Not to be outdone, the rest of San Francisco is in the middle of an impressive building boom. Developers are building office towers downtown for the first time in five years, many confident enough to build without signed leases for the space. Other buildings are undergoing extensive renovation. Branches of technology companies, old and new, like Google, Amazon, Microsoft and Yahoo, are expanding or moving to the city and now make up more than half of demand for office space. (During the tech bubble in the late 1990s, tech accounted for only a quarter of demand.)
“People tend to build when they can lease and make money,” said Meade N. Boutwell, a senior vice president at commercial real estate brokerage C.B.R.E. in San Francisco.
In 2013, San Francisco became the second-most-expensive city in the country, behind New York, in which to rent office space. Rents rose from to $53.84 per square foot from $46.12 in the third quarter, according to C.B.R.E. Vacancy levels stand at 8.2 percent, down from 9.7 percent the same time last year. Four years ago, it was 15 percent.

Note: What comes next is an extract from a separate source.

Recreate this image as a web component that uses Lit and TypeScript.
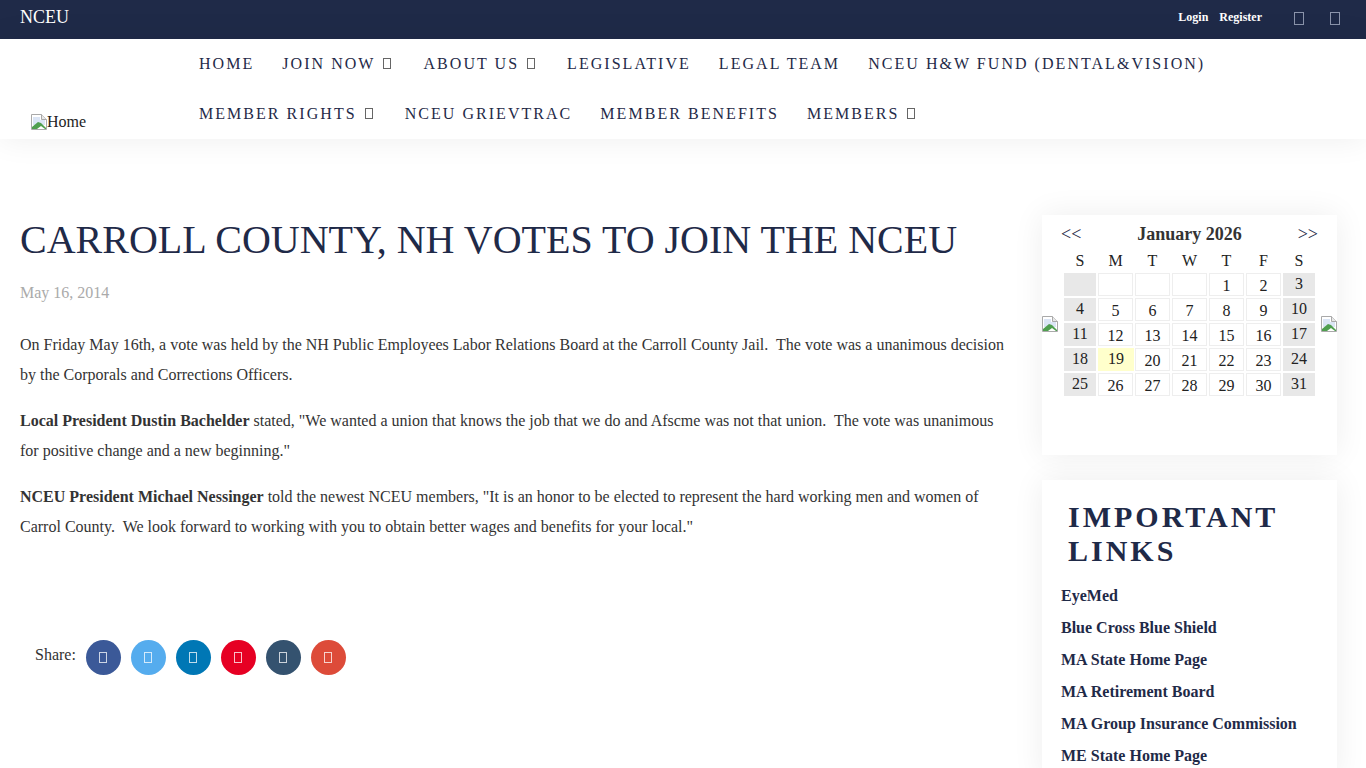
import { LitElement, html, css } from "lit";
import { customElement } from "lit/decorators.js";

const weeks: (string | number)[][] = [
  ["", "", "", "", 1, 2, 3],
  [4, 5, 6, 7, 8, 9, 10],
  [11, 12, 13, 14, 15, 16, 17],
  [18, 19, 20, 21, 22, 23, 24],
  [25, 26, 27, 28, 29, 30, 31],
];
const links = ["EyeMed", "Blue Cross Blue Shield", "MA State Home Page", "MA Retirement Board", "MA Group Insurance Commission", "ME State Home Page"];
const shares = ["#3b5998", "#55acee", "#0077b5", "#e60023", "#34526f", "#dd4b39"];

const broken = html`<svg class="broken" viewBox="0 0 16 16" width="16" height="16"><path d="M.5.5h10l5 5v10H.5z" fill="#fff" stroke="#a9a9a9"/><path d="M10.5.5v5h5" fill="#e8e8e8" stroke="#a9a9a9"/><path d="M2 3h7v3h5v5H2z" fill="#dbe5f5"/><path d="M1 15v-2l6-5 3 1 5 5v1z" fill="#4f9f4f"/><path d="M6 15l4-3 4 3z" fill="#fff"/></svg>`;

@customElement("app-root")
export class AppRoot extends LitElement {
  static styles = css`
    :host { display: block; height: 768px; overflow: hidden; background: #fff; font-family: "Liberation Serif", "Times New Roman", serif; color: #333; }
    .top { height: 39px; background: #1f2a48; display: flex; align-items: center; padding: 0 20px; box-sizing: border-box; color: #fff; }
    .brand { font-size: 18px; line-height: 34px; margin-top: -5px; flex: 1; }
    .auth { display: flex; gap: 11px; font-size: 12px; font-weight: bold; margin-top: -5px; }
    .icons { display: flex; gap: 26px; margin-left: 32px; margin-right: 6px; margin-top: -2px; }
    .tofu { display: inline-block; box-sizing: border-box; width: 8px; height: 11px; border: 1px solid currentColor; }
    .icons .tofu { color: #8b94ab; width: 10px; height: 13px; }
    .header { height: 100px; background: #fff; box-shadow: 0 0 30px rgba(0,0,0,.07); position: relative; display: flex; }
    .logo { width: 199px; box-sizing: border-box; padding: 75px 0 0 31px; font-size: 16px; line-height: 16px; display: flex; color: #222; }
    .nav { flex: 1; display: flex; flex-direction: column; color: #1f2a48; font-size: 16px; letter-spacing: 2.04px; }
    .row { height: 50px; display: flex; align-items: center; gap: 28px; white-space: nowrap; }
    .row .tofu { margin-left: 8px; margin-right: 4px; color: #666; }
    .main { display: flex; align-items: flex-start; padding: 77px 29px 0 20px; }
    .article { width: 990px; }
    h1 { margin: 0; font-size: 40px; font-weight: normal; line-height: 48px; color: #1f2a48; }
    .date { color: #aaa; font-size: 16px; line-height: 20px; margin-top: 19px; }
    p { margin: 0 0 16px; font-size: 16px; line-height: 30px; color: #333; }
    .date + p { margin-top: 27px; }
    .share { display: flex; align-items: center; margin-top: 98px; padding-left: 15px; font-size: 16px; }
    .share span.l { margin-right: 10px; margin-top: -6px; }
    .dots { display: flex; gap: 10px; }
    .dot { width: 35px; height: 35px; border-radius: 50%; display: flex; align-items: center; justify-content: center; color: rgba(255,255,255,.75); }
    .aside { margin-left: 32px; margin-top: -1px; width: 295px; }
    .card { background: #fff; box-shadow: 0 0 30px rgba(0,0,0,.07); }
    .cal { height: 240px; position: relative; box-sizing: border-box; padding: 9px 22px 0; }
    .cal .side { position: absolute; top: 101px; line-height: 0; }
    .cal .prev { left: 0; }
    .cal .next { right: 0; }
    .calhead { display: flex; justify-content: space-between; align-items: center; height: 20px; font-size: 18px; color: #1f2a48; margin: 0 -3px; }
    .month { font-weight: bold; color: #333; }
    .grid { display: grid; grid-template-columns: 32px 35px 35px 35px 35px 35px 32px; gap: 2px; margin-top: 5px; font-size: 16px; color: #222; text-align: center; }
    .dow { height: 22px; line-height: 24px; }
    .d { height: 23px; line-height: 23px; box-sizing: border-box; border: 1px solid #eee; }
    .we { background: #e8e8e8; border-color: #e8e8e8; line-height: 20px; }
    .today { background: #ffffcc; border-color: #ffffcc; line-height: 20px; margin-right: -1px; }
    .links { margin-top: 25px; padding: 20px 20px 0 19px; height: 300px; box-sizing: border-box; }
    h2 { margin: 0 0 12px 7px; font-size: 30px; line-height: 34px; letter-spacing: 3px; font-weight: bold; color: #1f2a48; }
    .link { font-size: 16px; font-weight: bold; line-height: 32px; color: #1f2a48; }
  `;
  render() {
    return html`
      <div class="top">
        <div class="brand">NCEU</div>
        <div class="auth"><span>Login</span><span>Register</span></div>
        <div class="icons"><span class="tofu"></span><span class="tofu"></span></div>
      </div>
      <div class="header">
        <div class="logo">${broken}<span>Home</span></div>
        <div class="nav">
          <div class="row"><span>HOME</span><span>JOIN NOW<span class="tofu"></span></span><span>ABOUT US<span class="tofu"></span></span><span>LEGISLATIVE</span><span>LEGAL TEAM</span><span>NCEU H&amp;W FUND (DENTAL&amp;VISION)</span></div>
          <div class="row"><span>MEMBER RIGHTS<span class="tofu"></span></span><span>NCEU GRIEVTRAC</span><span>MEMBER BENEFITS</span><span>MEMBERS<span class="tofu"></span></span></div>
        </div>
      </div>
      <div class="main">
        <div class="article">
          <h1>CARROLL COUNTY, NH VOTES TO JOIN THE NCEU</h1>
          <div class="date">May 16, 2014</div>
          <p>On Friday May 16th, a vote was held by the NH Public Employees Labor Relations Board at the Carroll County Jail.&nbsp; The vote was a unanimous decision by the Corporals and Corrections Officers.</p>
          <p><b>Local President Dustin Bachelder</b> stated, "We wanted a union that knows the job that we do and Afscme was not that union.&nbsp; The vote was unanimous for positive change and a new beginning."</p>
          <p><b>NCEU President Michael Nessinger</b> told the newest NCEU members, "It is an honor to be elected to represent the hard working men and women of Carrol County.&nbsp; We look forward to working with you to obtain better wages and benefits for your local."</p>
          <div class="share"><span class="l">Share:</span><div class="dots">${shares.map((c) => html`<div class="dot" style="background:${c}"><span class="tofu"></span></div>`)}</div></div>
        </div>
        <div class="aside">
          <div class="card cal">
            <span class="side prev">${broken}</span><span class="side next">${broken}</span>
            <div class="calhead"><span>&lt;&lt;</span><span class="month">January 2026</span><span>&gt;&gt;</span></div>
            <div class="grid">
              ${["S", "M", "T", "W", "T", "F", "S"].map((x) => html`<div class="dow">${x}</div>`)}
              ${weeks.map((w) => w.map((n, i) => html`<div class="d ${i === 0 || i === 6 ? "we" : ""} ${n === 19 ? "today" : ""}">${n}</div>`))}
            </div>
          </div>
          <div class="card links">
            <h2>IMPORTANT LINKS</h2>
            ${links.map((l) => html`<div class="link">${l}</div>`)}
          </div>
        </div>
      </div>
    `;
  }
}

Rob Speyer, co-chief executive officer of Tishman Speyer, a big real estate developer based in New York, said, “San Francisco has led the U.S. commercial real estate market out of the financial crisis.”
Tishman Speyer is betting heavily on the city by starting construction on two speculative office buildings with debt-free financing. After buying a parking lot in an area called South of Market, or SoMa, the firm began building the city’s first speculative office tower since the recession.
Nearly 18 months into construction, Neustar, a data analytics company, agreed to lease four of the building’s 10 floors to consolidate its Bay Area offices.
“This is a strategic decision for 10 years, not three,” said Mark F. Bregman, Neustar’s senior vice president and chief technology officer.
Tishman Speyer is also gambling on another former parking lot, where a 26-story office tower is taking shape and should open in two years. No leases have been signed yet, but Mr. Speyer said the decision “took less courage than others.”
Mr. Speyer added: “There were literally no construction starts, vacancy was dropping into the low single digits and rents were increasing 30 percent a year. It was obvious to us the market could support not just one but several buildings.”
The emphasis on San Francisco signifies how Silicon Valley, an area extending south from just below San Francisco to San Jose, Calif., no longer has a grip on technology companies. About 18 months ago, tech companies started moving or expanding here to be closer to their employees.
Venture capitalists, traditionally sequestered in the valley to be close to start-ups and entrepreneurs, are also setting up outposts in San Francisco. Some of the biggest, like Kleiner Perkins Caufield & Byers, have opened offices here to give them a place to incubate their seed companies and to hold events to meet new ones.
Christina Lee, a marketing and communications partner at Kleiner Perkins in Menlo Park, Calif., said “the partnership is more active in the city than in the last four decades.”
The tax incentive offered by the city gives companies moving to the Mid-Market neighborhood a break from paying the city’s 1.5 percent payroll tax for six years on employees hired after its move. Before the city passed the incentive, it was estimated Twitter would save about $22 million over six years. The city would not provide updated savings figures, saying it was confidential information.
The city also now offers all companies a tax break on stock options when they are exercised. And now that Twitter is poised to issue its initial public offering next Wednesday, some analysts have estimated that San Francisco could lose millions of dollars more in revenue if Twitter’s employees begin cashing in their options.
Karen Wickre, a spokeswoman for Twitter, defended the tax breaks the company had received. “The mayor and board of supervisors realized the existing tax structure taxed job creation, so to keep start-ups like ours in the city, they created a limited exemption for the Mid-Market zone,” she said. “The tax exemption was certainly a factor, but so was the chance to stay in the city in a landmark building.”
Although the payroll tax break gets much credit for drawing companies to the neighborhood, its spacious buildings also attracted companies at a time when the vacancy rate in SoMa, where many of the tech companies have opened offices, is 3 to 4 percent, according to Jones Lang LaSalle, the real estate services company.
So the Mid-Market area began to look attractive to developers. TMG Partners and DivcoWest, San Francisco real estate firms, bought a 16-story 354,000-square-foot government building in 2011 a block away from Twitter’s new office. Even though it is outside the payroll tax exclusion zone, the company renovated it for leasing. Dolby Laboratories, the audio company, agreed to purchase it for $110 million in 2012.
“People look at that and say, ‘What a deal,’ but we saw a transitioning neighborhood and foresaw it taking off in three to five years, not two,” said Matt Field, a managing director at TMG Partners. With 700 employees scattered in three aging rental buildings in San Francisco, Dolby needed a central building and did not want to leave the city where it was founded. Very few buildings were large enough and could be renovated for laboratories.
“You really have to be looking forward if you’re buying this building in this neighborhood. We’re buying for the future,” said Lewis Chew, chief financial officer for Dolby.
Across the street from Twitter, Crescent Heights, a Miami developer, is erecting a 754-unit apartment complex that is the biggest of the new residential developments in the neighborhood. Its first 26-story tower opened last month, and a second building, with 37 stories, will open next year.
After Twitter announced it was moving to the area, the developer scrapped its original plans and tailored the apartments for the tech workers who would be employed nearby. Residents of NEMA, short for New Market, as the development is called, will have amenities like a saltwater pool, landscaped terraces, valet parking and dog-walking services.
“We wanted to participate even more in the renaissance of the area. We wanted to set an example and provide the most creative offerings,” said Bruce Menin, principal at Crescent Heights.